# Serial FL Simulation
In this notebook, we are going to show how to simulate an FL experiment on a single machine by having each client running serially. It should be noted that only simulating synchronous FL algorithms makes sense when the experiments running serially. We use 10 clients running serially in this example.

In [1]:
num_clients = 10

## Load server configurations
In the example, we are going to use the `FedAvg` server aggregation algorithm and the MNIST dataset by loading the server configurations from `examples/resources/configs/mnist/server_fedavg.yaml`.

In [2]:
from omegaconf import OmegaConf
server_config_file = "../../examples/resources/configs/mnist/server_fedavg.yaml"
server_config = OmegaConf.load(server_config_file)
print(OmegaConf.to_yaml(server_config))

client_configs:
 train_configs:
 trainer: VanillaTrainer
 mode: step
 num_local_steps: 100
 optim: Adam
 optim_args:
 lr: 0.001
 loss_fn_path: ./resources/loss/celoss.py
 loss_fn_name: CELoss
 do_validation: true
 do_pre_validation: true
 metric_path: ./resources/metric/acc.py
 metric_name: accuracy
 use_dp: false
 epsilon: 1
 clip_grad: false
 clip_value: 1
 clip_norm: 1
 train_batch_size: 64
 val_batch_size: 64
 train_data_shuffle: true
 val_data_shuffle: false
 model_configs:
 model_path: ./resources/model/cnn.py
 model_name: CNN
 model_kwargs:
 num_channel: 1
 num_classes: 10
 num_pixel: 28
 comm_configs:
 compressor_configs:
 enable_compression: false
 lossy_compressor: SZ2Compressor
 lossless_compressor: blosc
 error_bounding_mode: REL
 error_bound: 0.001
 param_cutoff: 1024
server_configs:
 scheduler: SyncScheduler
 scheduler_kwargs:
 num_clients: 2
 same_init_model: true
 aggregator: FedAvgAggregator
 aggregator_kwargs:
 client_weights_mode: equal
 device: cpu
 num_global_epoch

💡 It should be noted that configuration fields such as `loss_fn_path`, `metric_path`, and `model_path` are the paths to the corresponding files, so we need to change their relative paths now to make sure the paths point to the right files. 

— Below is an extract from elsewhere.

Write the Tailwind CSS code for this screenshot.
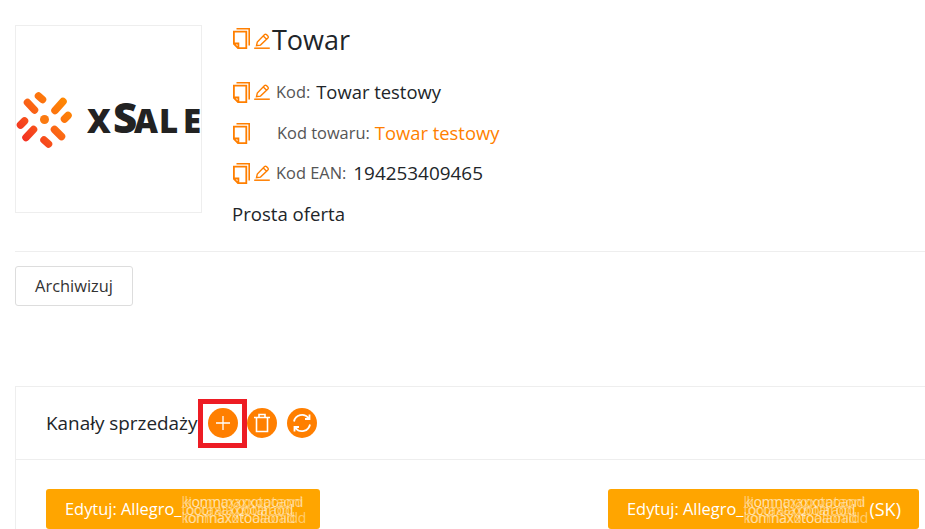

💡 We also change the `num_global_epochs` from 10 to 5.

⚠️ We also need change `num_clients` in `server_configs.scheduler_kwargs` to 10.

In [3]:
server_config.client_configs.train_configs.loss_fn_path = '../../examples/resources/loss/celoss.py'
server_config.client_configs.train_configs.metric_path = '../../examples/resources/metric/acc.py'
server_config.client_configs.model_configs.model_path = '../../examples/resources/model/cnn.py'
server_config.server_configs.num_global_epochs = 5
server_config.server_configs.scheduler_kwargs.num_clients = num_clients

## Load client configurations
In this example, we suppose that `num_clients=10` and load the basic configurations for all the clients from `examples/configs/mnist/client_1.yaml`. Let's first take a look at this basic configuration.

In [4]:
client_config_file = "../../examples/resources/configs/mnist/client_1.yaml"
client_config = OmegaConf.load(client_config_file)
print(OmegaConf.to_yaml(client_config))

train_configs:
 device: cpu
 logging_id: Client1
 logging_output_dirname: ./output
 logging_output_filename: result
data_configs:
 dataset_path: ./resources/dataset/mnist_dataset.py
 dataset_name: get_mnist
 dataset_kwargs:
 num_clients: 2
 client_id: 0
 partition_strategy: class_noniid
 visualization: true
 output_dirname: ./output
 output_filename: visualization.pdf
comm_configs:
 grpc_configs:
 server_uri: localhost:50051
 max_message_size: 1048576
 use_ssl: false



For the configuration above, it should be mentioned that `data_configs` contains the necessary configurations to load the simulated "local" datasets for each client. Specifically,

- `dataset_path` is the path to the file that contains the function to load the dataset
- `dataset_name` is the function nation that loads the dataset in the above file
- `dataset_kwargs` are the keyword arguments for that function

In the `get_mnist` function above, it partitions the MNIST dataset into `num_clients` client splits in an IID/non-IID (IID: independent identically distributed) manner. 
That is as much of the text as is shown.